Por Alexandra Lisboa
Fizemo-nos ao Caminho logo desde o momento em que tivemos que decidir o que meter na mochila que iria conter todos os nossos bens para a semana que se seguia. Cada grama conta por isso, deveríamos levar apenas o essencial. Para encontrar o essencial, o eco da poesia de Daniel Faria – neste tempo transitório mantém-me mendigo – e a certeza de que o próprio Caminho nos levaria a despojarmo-nos do a mais que tivéssemos considerado essencial.

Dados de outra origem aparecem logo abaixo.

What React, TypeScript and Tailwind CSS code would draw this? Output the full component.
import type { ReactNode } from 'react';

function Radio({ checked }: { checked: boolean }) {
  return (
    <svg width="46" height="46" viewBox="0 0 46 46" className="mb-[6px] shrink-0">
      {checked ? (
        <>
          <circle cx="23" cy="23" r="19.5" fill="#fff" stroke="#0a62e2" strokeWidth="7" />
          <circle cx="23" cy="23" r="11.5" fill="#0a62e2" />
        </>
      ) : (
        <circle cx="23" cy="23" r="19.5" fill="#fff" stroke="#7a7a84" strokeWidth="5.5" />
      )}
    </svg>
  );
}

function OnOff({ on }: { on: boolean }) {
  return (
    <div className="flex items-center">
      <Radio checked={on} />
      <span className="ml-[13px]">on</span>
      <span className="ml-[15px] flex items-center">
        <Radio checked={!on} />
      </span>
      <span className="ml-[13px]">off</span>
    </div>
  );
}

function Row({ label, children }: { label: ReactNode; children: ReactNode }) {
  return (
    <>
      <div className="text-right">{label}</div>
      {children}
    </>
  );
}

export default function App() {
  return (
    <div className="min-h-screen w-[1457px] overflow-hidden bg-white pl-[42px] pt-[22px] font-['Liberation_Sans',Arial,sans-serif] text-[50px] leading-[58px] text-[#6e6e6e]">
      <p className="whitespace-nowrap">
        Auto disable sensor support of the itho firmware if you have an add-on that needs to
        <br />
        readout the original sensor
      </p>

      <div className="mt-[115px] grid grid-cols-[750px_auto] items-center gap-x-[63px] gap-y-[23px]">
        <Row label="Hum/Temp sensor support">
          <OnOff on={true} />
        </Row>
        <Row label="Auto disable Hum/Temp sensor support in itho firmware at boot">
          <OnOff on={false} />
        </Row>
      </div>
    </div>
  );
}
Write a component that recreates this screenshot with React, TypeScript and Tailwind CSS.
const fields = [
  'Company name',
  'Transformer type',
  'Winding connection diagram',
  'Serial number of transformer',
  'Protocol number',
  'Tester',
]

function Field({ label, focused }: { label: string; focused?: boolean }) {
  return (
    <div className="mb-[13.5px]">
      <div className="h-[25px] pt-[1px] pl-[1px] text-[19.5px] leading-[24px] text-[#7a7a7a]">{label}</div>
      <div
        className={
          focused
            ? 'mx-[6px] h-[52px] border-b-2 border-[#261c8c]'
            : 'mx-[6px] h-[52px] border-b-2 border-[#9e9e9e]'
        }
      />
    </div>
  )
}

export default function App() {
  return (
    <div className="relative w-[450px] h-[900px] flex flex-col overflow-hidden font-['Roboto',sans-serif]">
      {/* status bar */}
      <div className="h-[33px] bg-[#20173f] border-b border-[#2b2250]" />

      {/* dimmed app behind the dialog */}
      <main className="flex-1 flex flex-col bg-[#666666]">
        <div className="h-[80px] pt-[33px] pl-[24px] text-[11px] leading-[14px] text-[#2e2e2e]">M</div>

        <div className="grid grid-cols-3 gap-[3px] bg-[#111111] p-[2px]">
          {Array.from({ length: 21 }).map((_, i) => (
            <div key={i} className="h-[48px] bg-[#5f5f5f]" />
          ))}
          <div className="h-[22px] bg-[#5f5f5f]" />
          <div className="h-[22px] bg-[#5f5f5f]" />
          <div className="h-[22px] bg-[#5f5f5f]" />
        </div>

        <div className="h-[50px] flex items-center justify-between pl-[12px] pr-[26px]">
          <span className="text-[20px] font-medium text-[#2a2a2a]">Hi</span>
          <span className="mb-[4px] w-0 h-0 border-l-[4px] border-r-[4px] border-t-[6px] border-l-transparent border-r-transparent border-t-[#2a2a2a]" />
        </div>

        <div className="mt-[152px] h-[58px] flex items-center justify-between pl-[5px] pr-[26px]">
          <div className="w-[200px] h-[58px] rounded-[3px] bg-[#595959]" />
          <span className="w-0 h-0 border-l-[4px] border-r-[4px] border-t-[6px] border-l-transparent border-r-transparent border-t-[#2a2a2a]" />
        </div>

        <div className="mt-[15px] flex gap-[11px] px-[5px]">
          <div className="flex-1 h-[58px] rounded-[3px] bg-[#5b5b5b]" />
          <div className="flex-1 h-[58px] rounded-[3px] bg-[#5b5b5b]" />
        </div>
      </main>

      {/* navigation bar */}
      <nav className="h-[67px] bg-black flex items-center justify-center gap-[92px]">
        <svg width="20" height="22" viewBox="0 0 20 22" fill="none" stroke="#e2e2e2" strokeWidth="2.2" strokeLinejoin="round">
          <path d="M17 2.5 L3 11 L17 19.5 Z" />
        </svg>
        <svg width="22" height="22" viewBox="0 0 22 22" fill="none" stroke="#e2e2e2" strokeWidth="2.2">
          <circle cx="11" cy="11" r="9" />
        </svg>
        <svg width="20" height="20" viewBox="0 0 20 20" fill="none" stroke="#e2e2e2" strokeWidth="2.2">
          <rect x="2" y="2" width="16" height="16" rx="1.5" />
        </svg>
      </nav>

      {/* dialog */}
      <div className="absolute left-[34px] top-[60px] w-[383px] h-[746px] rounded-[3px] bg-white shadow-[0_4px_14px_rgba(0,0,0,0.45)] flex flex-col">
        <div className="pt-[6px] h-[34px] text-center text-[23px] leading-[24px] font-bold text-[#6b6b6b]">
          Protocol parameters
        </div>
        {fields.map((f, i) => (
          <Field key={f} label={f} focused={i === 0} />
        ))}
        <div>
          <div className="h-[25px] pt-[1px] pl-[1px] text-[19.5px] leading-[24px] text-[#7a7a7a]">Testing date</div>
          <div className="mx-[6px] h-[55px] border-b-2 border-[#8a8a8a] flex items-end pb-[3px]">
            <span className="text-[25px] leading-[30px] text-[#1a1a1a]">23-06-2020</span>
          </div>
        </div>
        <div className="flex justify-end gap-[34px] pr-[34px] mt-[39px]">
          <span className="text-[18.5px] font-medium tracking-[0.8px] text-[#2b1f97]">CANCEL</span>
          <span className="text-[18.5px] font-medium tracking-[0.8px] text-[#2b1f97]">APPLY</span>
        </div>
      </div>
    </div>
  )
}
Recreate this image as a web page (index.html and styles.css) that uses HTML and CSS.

Partimos a 5 de Agosto de Vilalba, e trilhámos 120 quilómetros do Caminho do Norte em direção a Santiago de Compostela. Ainda de noite, a cada madrugada, reuníamos em oração reforçando o propósito de cada um de nós para o novo percurso que se abria à nossa frente. A cada madrugada, ainda de noite, abríamos caminho por entre o escuro do chão sinuoso e as estrelas da luminosa Via Láctea no céu, ambas, a noite e a luz, estradas de um mesmo caminho. Esperavam-nos jornadas de aproximadamente 7 horas de caminho, a primeira das quais sempre em silêncio como que a prolongar, intimamente, a primeira oração do dia. As horas seguintes eram feitas em passos ritmados, de velocidade constante com o objetivo da chegada, fazendo caminho. No final de cada jornada cada parte do corpo se sentia como se fosse nosso pela primeira vez mas foi ao terceiro dia que os pés se fizeram sentir como a única parte do nosso corpo que verdadeiramente existia. Os pés pesavam como nunca antes tinham pesado.
Os pés…
… pesam… por isso a graça da identificação com o Cristo da Paixão.
E os pés que pesam são a grande novidade; estes pés que nos agarram ao chão e que nos lembram a cada momento que somos carne, surpreendem-nos na sua dor e centram-nos em nós mesmos fazendo-nos duvidar que no dia seguinte nos deitaremos à estrada novamente. Mas é também pelos mesmos pés sofridos, na urgência de nos deitarmos ao caminho que, no dia seguinte, entregamos a dor por um outro que não nós mesmos, um outro por quem prometemos o caminho, as nossas dores e também a nossa chegada. É o descentramento de si, com o pensamento no outro; por isso, o outro por quem se deram as dores, é quem nos leva até ao fim do caminho. O valor do outro surge-nos novamente quando, na condição de ninguém poder dar os meus passos por mim, ser sempre na partilha do caminho, das palavras, do fôlego e dos bens que se chega ao final do caminho; cada um dá os seus próprios passos mas é sempre o outro que nos leva, muitas vezes num silêncio partilhado onde apenas se ouvem os passos na terra e o calor do sol que torra a ritmar o percurso. No final de cada dia, um encontro com Jesus numa reunião Eucarística revendo o dia e aprontando-nos para o dia seguinte porque todos os dias se morre e todos os dias se renasce.
E assim os pés tornam-se leves.
Os pés…
… tornam-se leves fazendo-nos chegar ao destino e por isso, a graça da identificação com o Cristo da Redenção.
Cada caminho é feito de milhares de mil passos e todos dados um de cada vez por isso a graça da paciência e a graça da força pedidas a cada manhã, invocando o nome de Jesus, para assim os darmos em companhia; por um passo de cada vez, se fez o caminho levando tudo o que somos, largando tudo o que pesa porque o caminho se faz subindo em direção a uma transfiguração para a glória porque cada um de nós é mais longo do que aquilo que sabe de si e se deve fazer leve, cada vez mais leve.